“WE’RE all in this together,” cries Peter James, leader of the Beige Party as he proclaims his meaningless manifesto to the audience on the opening night of Johnny Come Lately at the Unity Theatre. Peter and his party are a prop from which to launch into this dark comedy.
Devised by Manchester theatre company Coal, the play gives us a glaring glimpse into the lives of two unfortunates, mother and daughter Maureen and Elaine, played breathlessly by Erika Poole and Annie Fitzmaurice.
These two skitter onto the stage, as if from one of the many holes in their bug-infested flat. They are grotesques, who spend their time conning and stealing from all they meet.
Director John Wright and designer Lois Maskell shine a bleak light on their world, the set filled with cracks, a literal image of Broken Britain.
Mother and daughter are locked in a twisted co-dependence, until Egyptian immigrant Emad lodges with them.

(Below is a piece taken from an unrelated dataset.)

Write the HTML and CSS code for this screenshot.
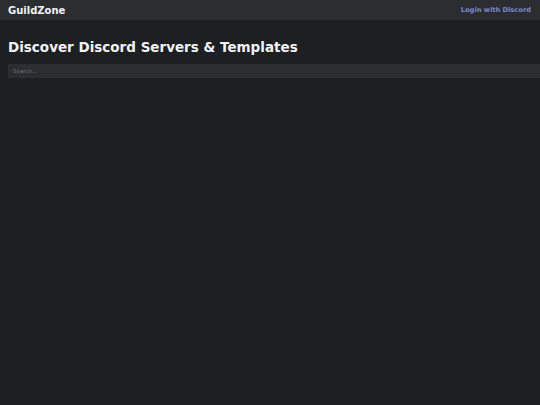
FILE: index.html
```html
<!DOCTYPE html>
<html lang="en">
<head>
<meta charset="utf-8">
<title>GuildZone</title>
<link rel="stylesheet" href="styles.css">
</head>
<body>
<header class="topbar">
  <span class="brand">GuildZone</span>
  <a class="login" href="#">Login with Discord</a>
</header>
<main class="content">
  <h1 class="title">Discover Discord Servers &amp; Templates</h1>
  <input class="search" type="text" placeholder="Search...">
</main>
</body>
</html>
```

FILE: styles.css
```css
html, body {
  margin: 0;
  padding: 0;
  overflow: hidden;
}
body {
  background: #1e1f22;
  color: #f2f3f5;
  font-family: "DejaVu Sans", Verdana, sans-serif;
  width: 540px;
  height: 405px;
}
.topbar {
  height: 20px;
  background: #2b2d31;
  display: flex;
  align-items: center;
  justify-content: space-between;
  padding: 0 9px 0 8px;
}
.brand {
  font-weight: bold;
  font-size: 10px;
  color: #f2f3f5;
}
.login {
  font-weight: bold;
  font-size: 6.7px;
  color: #7b88c9;
  text-decoration: none;
}
.content {
  padding: 19px 8px 0 8px;
}
.title {
  margin: 0 0 9px 0;
  font-size: 13.5px;
  font-weight: bold;
  color: #f2f3f5;
}
.search {
  display: block;
  box-sizing: content-box;
  width: 100%;
  height: 14px;
  margin: 0;
  padding: 0 5px;
  border: none;
  outline: none;
  background: #2b2d31;
  color: #dbdee1;
  font-family: "DejaVu Sans", Verdana, sans-serif;
  font-size: 5.5px;
}
.search::placeholder {
  color: #6d6f78;
}
```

Brought to life through a muscular performance from Amr El-Bayoumi, Emad speaks no English, except for “Please” and “Thank you”, yet his peaceful nature and thoughtful manner manage to speak to Elaine and help to exorcise some of the demons her mother shackles her with.
Throughout, light relief is provided by lanky actor Sam Parks, mopping up the rest of the roles as Peter James, a mugger, a pest controller and, quite hilariously, elderly neighbour Pat.
Like challenging theatre should, it leaves the audience uncomfortable, asking questions of themselves and the play. It doesn’t offer up all the answers, except perhaps that a simple act of honest communication can scythe through all the bluster and the beige.